Risk-weighting cryptoassets: BCBS consults on the prudential treatment of cryptoasset exposures

14/06/2021

Among other things, the BCBS is proposing a new conservative prudential treatment for certain high-risk cryptoassets such as bitcoin, which would mean they carry a high capital charge that may in practice disincentivise investment, and new disclosure requirements for cryptoasset exposures.
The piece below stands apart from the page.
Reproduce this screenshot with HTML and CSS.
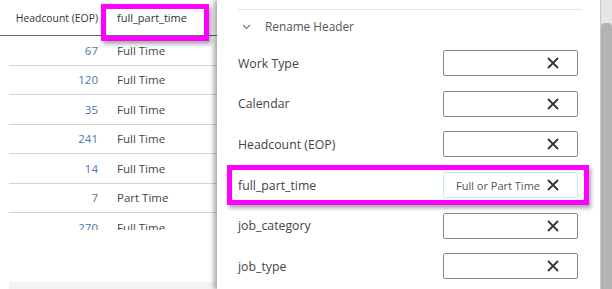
FILE: index.html
```html
<!DOCTYPE html>
<html>
<head>
<meta charset="utf-8">
<link rel="stylesheet" href="styles.css">
</head>
<body>
<div class="app">
  <div class="table">
    <div class="thead">
      <div class="c-num">Headcount (EOP)</div>
      <div class="c-txt">full_part_time</div>
      <div class="hl hl-head"></div>
    </div>
    <div class="tbody">
      <div class="row"><div class="c-num num">67</div><div class="c-txt">Full Time</div></div>
      <div class="row"><div class="c-num num">120</div><div class="c-txt">Full Time</div></div>
      <div class="row"><div class="c-num num">35</div><div class="c-txt">Full Time</div></div>
      <div class="row"><div class="c-num num">241</div><div class="c-txt">Full Time</div></div>
      <div class="row"><div class="c-num num">14</div><div class="c-txt">Full Time</div></div>
      <div class="row"><div class="c-num num">7</div><div class="c-txt">Part Time</div></div>
      <div class="row last"><div class="c-num num">270</div><div class="c-txt">Full Time</div></div>
    </div>
    <div class="tfoot"></div>
  </div>
  <div class="panel">
    <div class="panel-inner">
      <div class="section-head">
        <svg class="chev" width="9" height="6" viewBox="0 0 9 6"><path d="M1 1 L4.5 4.5 L8 1" fill="none" stroke="#777" stroke-width="1.1"/></svg>
        <span>Rename Header</span>
      </div>
      <div class="frow"><span class="lbl">Work Type</span><div class="inp"><span class="val"></span><svg class="x" viewBox="0 0 12 12"><path d="M1 1L11 11M11 1L1 11" stroke="#333" stroke-width="1.8"/></svg></div></div>
      <div class="frow"><span class="lbl">Calendar</span><div class="inp"><span class="val"></span><svg class="x" viewBox="0 0 12 12"><path d="M1 1L11 11M11 1L1 11" stroke="#333" stroke-width="1.8"/></svg></div></div>
      <div class="frow"><span class="lbl">Headcount (EOP)</span><div class="inp"><span class="val"></span><svg class="x" viewBox="0 0 12 12"><path d="M1 1L11 11M11 1L1 11" stroke="#333" stroke-width="1.8"/></svg></div></div>
      <div class="frow focus"><span class="lbl">full_part_time</span><div class="inp focused"><span class="val">Full or Part Time</span><svg class="x" viewBox="0 0 12 12"><path d="M1 1L11 11M11 1L1 11" stroke="#333" stroke-width="1.8"/></svg></div><div class="hl hl-row"></div></div>
      <div class="frow"><span class="lbl">job_category</span><div class="inp"><span class="val"></span><svg class="x" viewBox="0 0 12 12"><path d="M1 1L11 11M11 1L1 11" stroke="#333" stroke-width="1.8"/></svg></div></div>
      <div class="frow"><span class="lbl">job_type</span><div class="inp"><span class="val"></span><svg class="x" viewBox="0 0 12 12"><path d="M1 1L11 11M11 1L1 11" stroke="#333" stroke-width="1.8"/></svg></div></div>
      <div class="bottom-line"></div>
    </div>
  </div>
  <div class="scrollbar"><div class="thumb"></div></div>
</div>
</body>
</html>
```
FILE: styles.css
```css
html, body {
  margin: 0;
  padding: 0;
  width: 612px;
  height: 289px;
  overflow: hidden;
  background: #fff;
  font-family: "Open Sans", "Noto Sans", sans-serif;
  font-size: 11.5px;
  color: #444;
}
.app {
  display: flex;
  height: 289px;
}
.table {
  width: 217px;
  flex: none;
  display: flex;
  flex-direction: column;
  padding-left: 9px;
  box-sizing: border-box;
}
.thead {
  position: relative;
  height: 36px;
  border-bottom: 1px solid #666;
  display: flex;
  align-items: center;
  color: #333;
  box-sizing: border-box;
  margin-left: -9px;
  padding-left: 9px;
  white-space: nowrap;
  font-size: 10.4px;
}
.thead .c-txt {
  font-size: 11px;
}
.c-num {
  width: 89px;
  text-align: right;
  flex: none;
  white-space: nowrap;
}
.c-txt {
  padding-left: 19px;
  white-space: nowrap;
}
.tbody {
  height: 194px;
  overflow: hidden;
}
.row {
  height: 29.5px;
  box-sizing: border-box;
  border-bottom: 1px solid #d4d4d4;
  display: flex;
  align-items: center;
}
.num { color: #4a78b0; }
.tfoot {
  margin-top: auto;
  height: 7px;
  background: #f3f3f3;
}
.hl {
  position: absolute;
  border: 5px solid #ff00ff;
  box-shadow: 2px 3px 4px rgba(0,0,0,0.35);
  box-sizing: border-box;
  pointer-events: none;
}
.hl-head {
  left: 101px;
  top: 4px;
  width: 108px;
  height: 37px;
}
.panel {
  flex: 1;
  position: relative;
  box-shadow: -3px 0 5px rgba(0,0,0,0.35);
  background: #fff;
  padding: 9px 18px 0 21px;
  z-index: 1;
}
.panel-inner {
  border-top: 1.5px solid #c9eef7;
}
.section-head {
  height: 34px;
  display: flex;
  align-items: center;
  color: #555;
  font-size: 11.8px;
  padding-left: 4px;
  margin-top: -1px;
}
.chev { margin-right: 14px; margin-top: 1px; }
.frow {
  position: relative;
  height: 40.6px;
  display: flex;
  align-items: center;
  justify-content: space-between;
  font-size: 12.3px;
  color: #444;
}
.inp {
  width: 135px;
  height: 26px;
  box-sizing: border-box;
  border: 1px solid #8a8a8a;
  border-radius: 2px;
  display: flex;
  align-items: center;
  justify-content: flex-end;
  padding-right: 18px;
  margin-right: 4px;
}
.inp.focused {
  border-color: #bfe9f5;
  justify-content: space-between;
  padding-left: 12px;
}
.val {
  font-size: 11px;
  color: #555;
}
.x { width: 12px; height: 12px; }
.hl-row {
  left: -11px;
  right: -7px;
  top: 0px;
  height: 40px;
}
.bottom-line {
  border-top: 1.5px solid #c9eef7;
  margin-top: 2px;
}
.scrollbar {
  width: 11px;
  flex: none;
  background: #e6e6e6;
  border-left: 1px solid #d0d0d0;
  position: relative;
}
.thumb {
  margin-top: 23px;
  height: 266px;
  background: #b3b3b3;
  border-radius: 4px 4px 0 0;
}
```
The BCBS makes it clear that its proposals would represent a minimum standard and jurisdictions would be free to apply additional and more conservative measures if thought appropriate (such as banning cryptoasset exposures altogether).

The proposed prudential treatment divides cryptoassets into two broad groups, recognising their inherent difference in risk and proposing that banks are responsible for monitoring compliance with the classification conditions on an ongoing basis.

  • Group 1 cryptoassets: this group includes tokenised traditional assets (i.e. digital representations of traditional assets using cryptography, distributed ledger technology or similar) and stablecoins that meet stringent classification conditions. Group 1 cryptoassets would be eligible for treatment under the existing Basel Framework, with some modifications and additional guidance.
  • Group 2 cryptoassets: this group includes cryptoassets that do not fulfil the Group 1 cryptoasset classification conditions (e.g. bitcoin) and that have not already been deducted from Common Equity Tier 1 capital (e.g. cryptoassets classified as intangibles for accounting purposes). Owing to the unique risks posed by Group 2 cryptoassets, the proposed prudential treatment in relation to credit and market risk requirements is based on a 1,250% risk weight applied to the greater of the absolute value of the aggregate long positions and the absolute value of the aggregate short positions to which the bank is exposed. In practice, this would mean banks would need capital of at least equal value to their exposures to Group 2 cryptoassets. Funds of Group 2 cryptoassets must also be treated under this category. For derivatives of Group 2 cryptoassets, the ‘absolute value’ would be the value of the underlying cryptoassets.

Further detail on market and credit risk and on counterparty credit risk is set out in the consultation. At this stage, the BCBS is not proposing to prescribe any new regulatory treatment for either Group 1 or Group 2 cryptoassets under the leverage ratio, large exposures framework, or liquidity coverage ratio (“LCR”) requirements, although at this time the BCBS is of the view that all cryptoassets would not qualify as high-quality liquid assets for LCR purposes. An interesting omission from the consultation is the treatment of Central Bank Digital Currencies, which we would expect to be subject to a more favourable prudential treatment.

The UK is a member of the BCBS and so in due course any adjustments to the Basel Framework should be implemented through changes to the UK’s Capital Requirements Regulation. Forthcoming changes to the UK’s prudential regime for investment firms should not affect the application of the new BCBS treatment to investment firms' cryptoasset exposures, because under the current proposals certain parts of the UK CRR will continue to apply.